# start of DATA LINES

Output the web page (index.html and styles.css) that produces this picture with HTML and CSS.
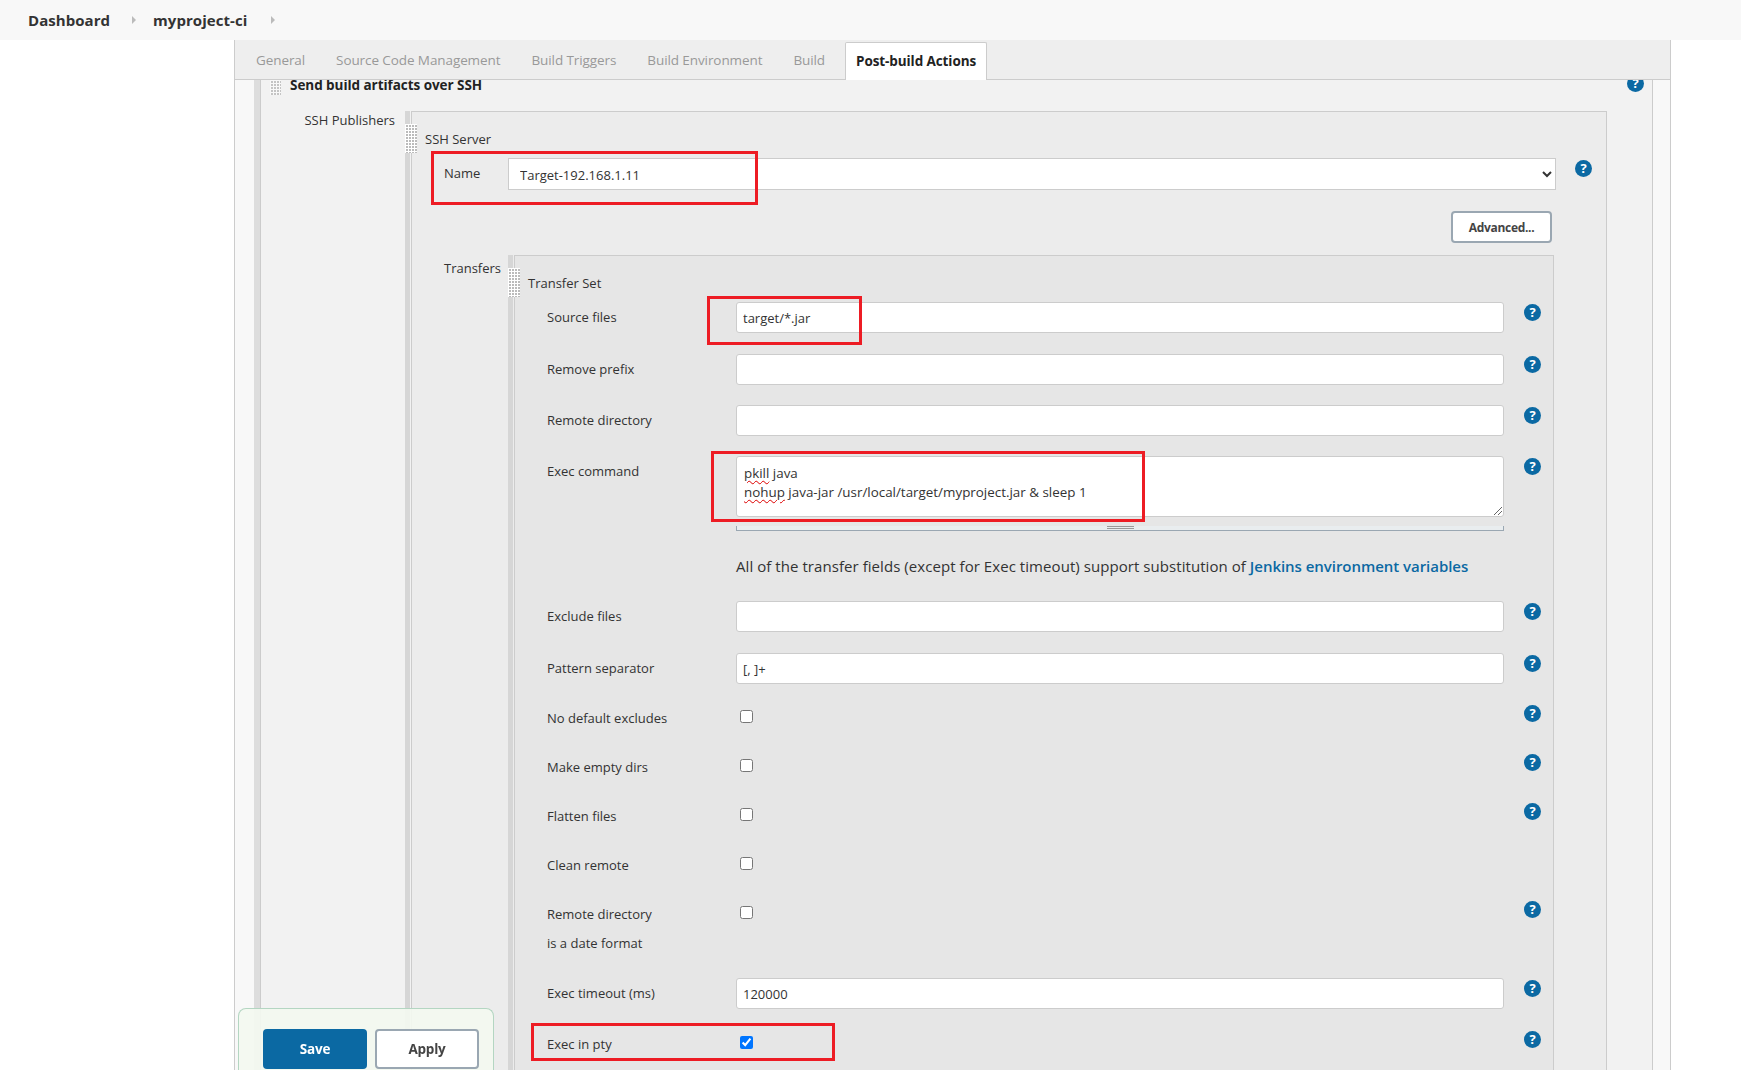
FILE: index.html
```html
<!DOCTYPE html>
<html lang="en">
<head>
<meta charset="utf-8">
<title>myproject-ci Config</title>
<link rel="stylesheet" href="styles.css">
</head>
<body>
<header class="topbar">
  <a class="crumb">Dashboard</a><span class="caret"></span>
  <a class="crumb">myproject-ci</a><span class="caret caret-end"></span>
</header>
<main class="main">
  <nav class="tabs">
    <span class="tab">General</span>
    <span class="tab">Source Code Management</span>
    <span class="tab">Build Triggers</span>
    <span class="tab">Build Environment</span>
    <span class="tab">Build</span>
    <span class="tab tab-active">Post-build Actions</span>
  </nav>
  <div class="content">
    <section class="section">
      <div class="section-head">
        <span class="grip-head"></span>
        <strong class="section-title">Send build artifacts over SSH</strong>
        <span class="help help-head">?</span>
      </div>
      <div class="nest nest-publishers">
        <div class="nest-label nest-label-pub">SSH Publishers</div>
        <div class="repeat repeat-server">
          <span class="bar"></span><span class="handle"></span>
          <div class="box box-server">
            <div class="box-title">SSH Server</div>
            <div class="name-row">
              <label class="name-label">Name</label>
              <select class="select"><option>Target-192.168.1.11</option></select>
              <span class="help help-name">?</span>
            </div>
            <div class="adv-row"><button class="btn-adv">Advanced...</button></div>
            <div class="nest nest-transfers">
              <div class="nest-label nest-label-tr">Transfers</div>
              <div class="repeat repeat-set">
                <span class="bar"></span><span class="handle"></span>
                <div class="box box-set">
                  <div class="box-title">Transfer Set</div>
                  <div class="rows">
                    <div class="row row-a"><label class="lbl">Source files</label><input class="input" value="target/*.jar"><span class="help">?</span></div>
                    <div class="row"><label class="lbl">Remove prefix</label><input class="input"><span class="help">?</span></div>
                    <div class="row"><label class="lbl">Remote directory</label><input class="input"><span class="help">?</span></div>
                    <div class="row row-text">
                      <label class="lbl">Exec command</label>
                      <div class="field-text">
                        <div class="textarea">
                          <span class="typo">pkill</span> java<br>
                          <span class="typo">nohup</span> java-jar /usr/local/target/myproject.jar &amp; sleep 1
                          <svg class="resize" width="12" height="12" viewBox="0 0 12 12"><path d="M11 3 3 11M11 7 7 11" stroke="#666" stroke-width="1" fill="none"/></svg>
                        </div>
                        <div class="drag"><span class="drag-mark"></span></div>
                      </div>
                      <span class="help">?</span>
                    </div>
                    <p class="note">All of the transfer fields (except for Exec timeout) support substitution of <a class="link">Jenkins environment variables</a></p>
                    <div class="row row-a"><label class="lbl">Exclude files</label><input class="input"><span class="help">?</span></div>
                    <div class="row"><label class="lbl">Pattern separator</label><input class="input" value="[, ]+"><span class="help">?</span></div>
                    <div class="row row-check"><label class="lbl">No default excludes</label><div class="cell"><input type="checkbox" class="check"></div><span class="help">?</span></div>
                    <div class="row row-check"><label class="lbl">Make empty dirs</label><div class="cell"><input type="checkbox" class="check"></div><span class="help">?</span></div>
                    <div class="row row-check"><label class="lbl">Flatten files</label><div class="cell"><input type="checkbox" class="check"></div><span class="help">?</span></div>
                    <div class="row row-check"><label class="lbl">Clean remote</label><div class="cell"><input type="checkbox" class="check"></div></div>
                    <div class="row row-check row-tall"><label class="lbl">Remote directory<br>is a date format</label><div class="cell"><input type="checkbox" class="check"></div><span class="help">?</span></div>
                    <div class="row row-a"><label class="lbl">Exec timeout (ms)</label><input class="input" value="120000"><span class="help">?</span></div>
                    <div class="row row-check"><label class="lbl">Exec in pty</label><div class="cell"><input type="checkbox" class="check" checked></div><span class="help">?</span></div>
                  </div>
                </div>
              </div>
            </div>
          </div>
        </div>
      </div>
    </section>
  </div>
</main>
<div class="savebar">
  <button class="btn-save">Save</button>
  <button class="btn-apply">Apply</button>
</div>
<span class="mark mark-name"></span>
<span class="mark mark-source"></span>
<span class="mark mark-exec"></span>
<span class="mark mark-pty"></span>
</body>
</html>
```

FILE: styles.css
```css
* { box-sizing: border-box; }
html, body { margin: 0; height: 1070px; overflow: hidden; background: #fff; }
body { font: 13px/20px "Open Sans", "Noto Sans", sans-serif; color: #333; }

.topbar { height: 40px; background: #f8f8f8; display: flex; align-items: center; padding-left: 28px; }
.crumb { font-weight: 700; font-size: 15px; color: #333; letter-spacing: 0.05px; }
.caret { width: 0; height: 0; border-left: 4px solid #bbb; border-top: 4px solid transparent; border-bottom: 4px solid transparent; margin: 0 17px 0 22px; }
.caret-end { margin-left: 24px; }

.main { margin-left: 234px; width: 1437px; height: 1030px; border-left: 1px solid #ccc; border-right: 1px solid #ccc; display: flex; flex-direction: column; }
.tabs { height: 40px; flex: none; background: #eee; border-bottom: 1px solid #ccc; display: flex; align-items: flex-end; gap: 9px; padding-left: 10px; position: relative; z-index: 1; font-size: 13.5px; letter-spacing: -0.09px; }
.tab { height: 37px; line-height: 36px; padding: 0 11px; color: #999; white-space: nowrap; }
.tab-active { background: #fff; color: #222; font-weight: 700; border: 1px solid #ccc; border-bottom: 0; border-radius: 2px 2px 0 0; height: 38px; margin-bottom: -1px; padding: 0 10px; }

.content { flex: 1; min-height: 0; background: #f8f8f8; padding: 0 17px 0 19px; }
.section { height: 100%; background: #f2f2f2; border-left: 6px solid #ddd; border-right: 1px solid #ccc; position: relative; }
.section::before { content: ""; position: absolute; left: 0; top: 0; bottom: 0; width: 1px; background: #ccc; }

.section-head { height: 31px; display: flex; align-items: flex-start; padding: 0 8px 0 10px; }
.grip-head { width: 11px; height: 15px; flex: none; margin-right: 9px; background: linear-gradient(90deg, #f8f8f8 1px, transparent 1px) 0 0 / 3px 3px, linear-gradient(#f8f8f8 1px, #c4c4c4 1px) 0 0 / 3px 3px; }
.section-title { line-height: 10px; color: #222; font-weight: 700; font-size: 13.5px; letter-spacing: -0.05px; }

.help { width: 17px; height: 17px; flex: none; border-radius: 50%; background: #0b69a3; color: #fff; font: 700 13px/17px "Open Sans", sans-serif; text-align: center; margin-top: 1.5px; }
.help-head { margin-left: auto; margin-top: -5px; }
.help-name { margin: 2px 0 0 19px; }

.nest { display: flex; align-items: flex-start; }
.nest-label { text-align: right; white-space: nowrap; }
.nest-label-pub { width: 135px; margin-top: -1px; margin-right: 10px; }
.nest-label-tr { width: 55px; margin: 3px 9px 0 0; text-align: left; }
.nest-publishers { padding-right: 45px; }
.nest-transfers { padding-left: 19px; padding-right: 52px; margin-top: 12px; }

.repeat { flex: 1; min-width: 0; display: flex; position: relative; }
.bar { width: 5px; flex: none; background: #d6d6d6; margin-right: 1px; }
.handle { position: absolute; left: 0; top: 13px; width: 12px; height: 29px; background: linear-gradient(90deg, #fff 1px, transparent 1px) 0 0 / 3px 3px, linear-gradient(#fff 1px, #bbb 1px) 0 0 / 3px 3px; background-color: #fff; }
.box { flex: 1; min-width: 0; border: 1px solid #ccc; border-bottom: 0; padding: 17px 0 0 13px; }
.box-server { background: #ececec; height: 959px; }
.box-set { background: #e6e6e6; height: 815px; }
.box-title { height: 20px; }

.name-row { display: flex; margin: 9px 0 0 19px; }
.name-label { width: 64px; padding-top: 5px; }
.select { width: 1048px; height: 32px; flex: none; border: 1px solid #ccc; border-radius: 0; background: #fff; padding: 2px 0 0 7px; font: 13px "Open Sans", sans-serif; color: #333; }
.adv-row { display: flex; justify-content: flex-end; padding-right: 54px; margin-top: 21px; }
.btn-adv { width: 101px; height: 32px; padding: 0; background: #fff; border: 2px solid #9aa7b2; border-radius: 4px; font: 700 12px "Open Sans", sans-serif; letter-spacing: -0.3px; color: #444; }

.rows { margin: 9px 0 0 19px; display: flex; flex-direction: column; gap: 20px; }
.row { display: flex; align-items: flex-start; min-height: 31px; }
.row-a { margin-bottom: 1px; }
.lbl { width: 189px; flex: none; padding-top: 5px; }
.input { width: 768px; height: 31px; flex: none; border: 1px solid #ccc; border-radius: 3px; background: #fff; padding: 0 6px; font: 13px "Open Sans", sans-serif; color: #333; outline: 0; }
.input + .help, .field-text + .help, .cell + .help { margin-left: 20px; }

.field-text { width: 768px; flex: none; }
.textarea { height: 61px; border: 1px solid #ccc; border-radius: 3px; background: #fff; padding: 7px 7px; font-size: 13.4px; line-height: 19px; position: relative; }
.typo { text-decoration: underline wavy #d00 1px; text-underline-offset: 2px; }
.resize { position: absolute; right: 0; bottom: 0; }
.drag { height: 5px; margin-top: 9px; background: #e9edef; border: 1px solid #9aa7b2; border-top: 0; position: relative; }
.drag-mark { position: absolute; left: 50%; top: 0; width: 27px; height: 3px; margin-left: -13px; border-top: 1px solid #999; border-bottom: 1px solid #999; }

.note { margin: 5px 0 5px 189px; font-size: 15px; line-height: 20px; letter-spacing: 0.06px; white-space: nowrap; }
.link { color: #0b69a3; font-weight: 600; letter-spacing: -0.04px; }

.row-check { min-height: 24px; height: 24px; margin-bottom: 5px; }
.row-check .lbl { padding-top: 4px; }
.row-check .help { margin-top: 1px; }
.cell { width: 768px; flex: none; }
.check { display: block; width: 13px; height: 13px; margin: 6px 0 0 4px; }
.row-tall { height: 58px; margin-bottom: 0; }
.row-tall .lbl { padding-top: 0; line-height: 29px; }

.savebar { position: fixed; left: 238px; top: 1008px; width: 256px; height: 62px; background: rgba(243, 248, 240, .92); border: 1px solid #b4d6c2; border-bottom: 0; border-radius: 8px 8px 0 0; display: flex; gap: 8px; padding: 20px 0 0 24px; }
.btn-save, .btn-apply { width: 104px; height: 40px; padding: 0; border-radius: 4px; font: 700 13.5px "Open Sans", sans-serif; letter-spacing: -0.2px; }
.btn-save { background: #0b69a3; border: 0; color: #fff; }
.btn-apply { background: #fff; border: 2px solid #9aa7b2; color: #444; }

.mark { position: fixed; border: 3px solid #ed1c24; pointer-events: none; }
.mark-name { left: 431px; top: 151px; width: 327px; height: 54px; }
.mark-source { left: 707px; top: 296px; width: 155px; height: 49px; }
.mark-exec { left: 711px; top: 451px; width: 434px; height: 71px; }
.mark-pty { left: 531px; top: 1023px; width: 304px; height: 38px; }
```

# end of DATA LINES

▶ REQUIRED WORK:
Tell how many lines of the data include the word "index", and nothing else.

▶ OUTPUT FOR THIS EXERCISE:
3